Dynamics and unsteady morphologies at ice interfaces driven by D 2 O-H 2 O exchange.

The growth dynamics of D2 O ice in liquid H2 O in a microfluidic device were investigated between the melting points of D2 O ice (3.8 °C) and H2 O ice (0 °C). As the temperature was decreased at rates between 0.002 °C/s and 0.1 °C/s, the ice front advanced but retreated immediately upon cessation of cooling, regardless of the temperature. This is a consequence of the competition between diffusion of H2 O into the D2 O ice, which favors melting of the interface, and the driving force for growth supplied by cooling.
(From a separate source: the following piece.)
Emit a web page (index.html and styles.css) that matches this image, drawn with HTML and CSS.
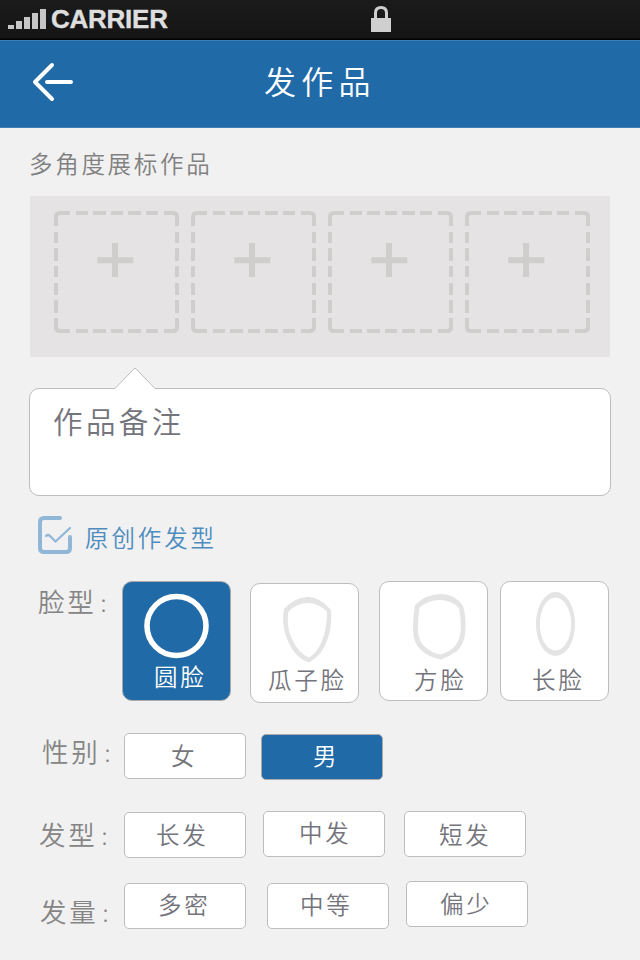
FILE: index.html
```
<!DOCTYPE html>
<html lang="zh-CN">
<head>
<meta charset="utf-8">
<title>发作品</title>
<link rel="stylesheet" href="styles.css">
</head>
<body>
<svg class="defs" aria-hidden="true">
  <symbol id="slot" viewBox="0 0 125 122">
    <path fill="none" stroke="#cfcecc" stroke-width="4" d="M2 15V6Q2 2 6 2H16M22 2H34M39 2H52M57 2H69M74 2H87M92 2H104M110 2H119Q123 2 123 6V15M123 21V32M123 37V50M123 55V66M123 72V84M123 89V102M123 107V116Q123 120 119 120H110M104 120H92M87 120H74M69 120H57M52 120H39M34 120H22M16 120H6Q2 120 2 116V107M2 102V89M2 84V72M2 66V55M2 50V37M2 32V21"/>
    <path fill="none" stroke="#cfcecc" stroke-width="6" d="M61 32V66M43.3 49.3H79.3"/>
  </symbol>
</svg>
<div class="status">
  <svg class="signal" width="38" height="20" viewBox="0 0 38 20"><path fill="#c6c6c6" d="M0 16H6V20H0ZM8 12H14V20H8ZM16 8H22V20H16ZM24 4H30V20H24ZM32 0H38V20H32Z"/></svg>
  <span class="carrier">CARRIER</span>
  <svg class="lock" width="20" height="26" viewBox="0 0 20 26"><path fill="#cfcfcf" d="M0 12H20V26H0Z"/><path fill="none" stroke="#cfcfcf" stroke-width="3" d="M4.500 13V7Q4.500 1.500 10 1.500T15.500 7V13"/></svg>
</div>
<header class="header">
  <svg class="back" width="42" height="40" viewBox="0 0 42 40"><path fill="none" stroke="#fff" stroke-width="4" stroke-linecap="round" stroke-linejoin="round" d="M20 3L3 20L20 37M15 20H39"/></svg>
  <h1 class="title">发作品</h1>
</header>
<main>
  <h2 class="caption">多角度展标作品</h2>
  <div class="panel">
    <svg class="slot"><use href="#slot"/></svg>
    <svg class="slot"><use href="#slot"/></svg>
    <svg class="slot"><use href="#slot"/></svg>
    <svg class="slot"><use href="#slot"/></svg>
  </div>
  <div class="remark">
    <svg class="pointer" width="42" height="23" viewBox="0 0 42 23"><path fill="#fff" d="M1 21.500L21 1L41 21.500V23H1Z"/><path fill="none" stroke="#bdbdbd" d="M1 21.500L20 1.800Q21 .6 22 1.800L41 21.500"/></svg>
    作品备注
  </div>
  <div class="original">
    <svg width="36" height="39" viewBox="0 0 36 39"><path fill="none" stroke="#90b6d8" stroke-width="4" stroke-linecap="round" d="M22 2H6Q2 2 2 6V32Q2 36 6 36H28Q32 36 32 32V21"/><path fill="none" stroke="#90b6d8" stroke-width="2.300" stroke-linecap="round" d="M8 20Q10 18 12 20L17.500 25.500L32 12"/></svg>
    <span>原创作发型</span>
  </div>
  <section class="row faces">
    <div class="label">脸型<i>:</i></div>
    <div class="card selected round">
      <svg width="66" height="66" viewBox="0 0 66 66"><circle cx="33.500" cy="33" r="29.500" fill="none" stroke="#fff" stroke-width="5.600"/></svg>
      <span>圆脸</span>
    </div>
    <div class="card melon">
      <svg width="50" height="66" viewBox="0 0 50 66"><path fill="#e5e4e4" fill-rule="evenodd" d="M2 12Q13 0 26 0Q38 0 49 13Q50 29 46 41Q41 58 27 65.500Q13 61 6 44Q-1 29 2 12ZM6.500 14.500Q15 6 26 6Q36 6 45 14.500Q45 28 42 38Q37 55 27 60.500Q17 57 10 42Q4 29 6.500 14.500Z"/></svg>
      <span>瓜子脸</span>
    </div>
    <div class="card square">
      <svg width="53" height="66" viewBox="0 0 53 66"><path fill="#e5e4e4" fill-rule="evenodd" d="M2 11Q13 0 28 0Q42 0 50 12Q53 22 52.500 35Q52 50 44 57Q37 62 28 65.500Q15 63 8 56Q0 49 0 35Q0 23 2 11ZM6.500 13.500Q15 6 27 6Q38 6 46 14Q48 24 48 35Q47 47 41 53Q36 58 28 60.500Q18 59 11 52Q5 46 5 35Q5 23 6.500 13.500Z"/></svg>
      <span>方脸</span>
    </div>
    <div class="card long">
      <svg width="39" height="64" viewBox="0 0 39 64"><path fill="#e5e4e4" fill-rule="evenodd" d="M19.500 0A19.500 32 0 0 1 19.500 64A19.500 32 0 0 1 19.500 0ZM19.500 5.500A15.700 26.500 0 0 0 19.500 58.500A15.700 26.500 0 0 0 19.500 5.500Z"/></svg>
      <span>长脸</span>
    </div>
  </section>
  <section class="row gender">
    <div class="label">性别<i>:</i></div>
    <div class="option female">女</div>
    <div class="option selected male">男</div>
  </section>
  <section class="row style">
    <div class="label">发型<i>:</i></div>
    <div class="option long-hair">长发</div>
    <div class="option mid-hair">中发</div>
    <div class="option short-hair">短发</div>
  </section>
  <section class="row volume">
    <div class="label">发量<i>:</i></div>
    <div class="option dense">多密</div>
    <div class="option medium">中等</div>
    <div class="option sparse">偏少</div>
  </section>
</main>
</body>
</html>
```
FILE: styles.css
```
* { box-sizing: border-box; }
body {
  margin: 0;
  width: 640px;
  height: 960px;
  overflow: hidden;
  background: #f1f1f1;
  color: #74747c;
  font-family: "Noto Sans CJK SC", sans-serif;
  font-size: 23.5px;
  font-weight: 350;
  letter-spacing: 2.7px;
}
svg { display: block; flex: none; }
.defs { position: absolute; width: 0; height: 0; }

.status {
  display: flex;
  height: 40px;
  padding-left: 8px;
  background: linear-gradient(#1b1b1b, #151515 38px, #030303 39px);
}
.signal { margin-top: 9px; }
.carrier {
  width: 320px;
  margin-left: 5px;
  font: bold 26px/38px "Liberation Sans", sans-serif;
  letter-spacing: -0.25px;
  color: #dedede;
  -webkit-text-stroke: 0.4px #dedede;
}
.lock { margin-top: 6px; }

.header {
  display: flex;
  height: 88px;
  background: #206aa8;
  border-top: 1px solid #3b80b9;
  border-bottom: 1px solid #3b7db5;
}
.back { margin: 21px 0 0 32px; }
.title {
  margin: 0 0 0 190px;
  font-size: 32px;
  font-weight: 350;
  line-height: 78px;
  letter-spacing: 5.3px;
  color: #fff;
}

.caption {
  height: 68px;
  margin: 0;
  padding-left: 29px;
  font-size: 23.5px;
  font-weight: 350;
  line-height: 70px;
  letter-spacing: 2.7px;
  color: #808080;
}
.panel {
  display: flex;
  gap: 12px;
  height: 161px;
  margin: 0 30px;
  padding: 15px 0 0 24px;
  background: #e5e3e4;
}
.slot { width: 125px; height: 122px; }

.remark {
  position: relative;
  height: 108px;
  margin: 31px 29px 0;
  padding-left: 23px;
  background: #fff;
  border: 1px solid #bdbdbd;
  border-radius: 10px;
  font-size: 29.5px;
  line-height: 62px;
  letter-spacing: 3.4px;
}
.pointer { position: absolute; left: 84px; top: -22px; }

.original {
  display: flex;
  height: 85px;
  padding: 20px 0 0 38px;
  line-height: 42px;
  color: #4d8cc0;
}
.original span { margin-left: 11px; letter-spacing: 2.9px; }

.row { display: flex; align-items: flex-start; }
.label {
  flex: none;
  font-size: 26.5px;
  line-height: 39px;
  color: #858585;
}
.label i {
  margin-left: 4px;
  font-size: 24px;
  font-style: normal;
  font-weight: 300;
}

.card {
  display: flex;
  flex: none;
  flex-direction: column;
  width: 109px;
  height: 120px;
  border: 1px solid #bdbdbd;
  border-radius: 10px;
  background: #fff;
}
.card span { line-height: 34px; white-space: nowrap; }
.card.selected, .option.selected {
  background: #206aa8;
  border-color: #aaaaac;
  color: #fff;
}
.option {
  flex: none;
  width: 122px;
  height: 46px;
  border: 1px solid #bdbdbd;
  border-radius: 5px;
  background: #fff;
  line-height: 41px;
}

.faces { height: 152px; padding-left: 38px; }
.faces .label { width: 84px; }
.round svg { margin: 11px 0 0 20px; }
.round span { margin: 0 0 0 31px; }
.melon { margin: 2px 0 0 19px; }
.melon svg { margin: 13px 0 0 31px; }
.melon span { margin: -1px 0 0 17px; }
.square { margin-left: 20px; }
.square svg { margin: 12px 0 0 33px; }
.square span { margin: 2px 0 0 34px; }
.long { margin-left: 12px; }
.long svg { margin: 10px 0 0 35px; }
.long span { margin: 6px 0 0 31px; }

.gender { height: 78px; padding-left: 42px; }
.gender .label { width: 82px; margin-top: -2px; }
.female { padding-left: 46px; line-height: 43px; }
.male { margin: 1px 0 0 15px; padding-left: 51px; }

.style { height: 72px; padding-left: 39px; }
.style .label { width: 85px; margin-top: 3px; }
.long-hair { margin-top: 1px; padding-left: 31px; line-height: 43px; }
.mid-hair { margin-left: 17px; padding-left: 35px; }
.short-hair { margin-left: 19px; padding-left: 34px; line-height: 45px; }

.volume { padding-left: 40px; }
.volume .label { width: 84px; margin-top: 8px; }
.dense { padding-left: 33px; }
.medium { margin-left: 21px; padding-left: 32px; }
.sparse { margin: -2px 0 0 17px; padding-left: 33px; line-height: 43px; }
```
Raman microscopy tracked H/D exchange across the solid H2 O-solid D2 O interface, with diffusion coefficients consistent with transport of intact H2 O molecules at the D2 O ice interface. At fixed temperatures below 3 °C, the D2 O ice front melted continuously, but at temperatures near 0 °C a scalloped interface morphology appeared with convex and concave sections that cycled between growth and retreat. This behavior, not observed for D2 O ice in contact with D2 O liquid or H2 O ice in contact with H2 O liquid, reflects a complex set of cooperative phenomena, including H/D exchange across the solid-liquid interface, latent heat exchange, local thermal gradients, and the Gibbs-Thomson effect on the melting points of the convex and concave features.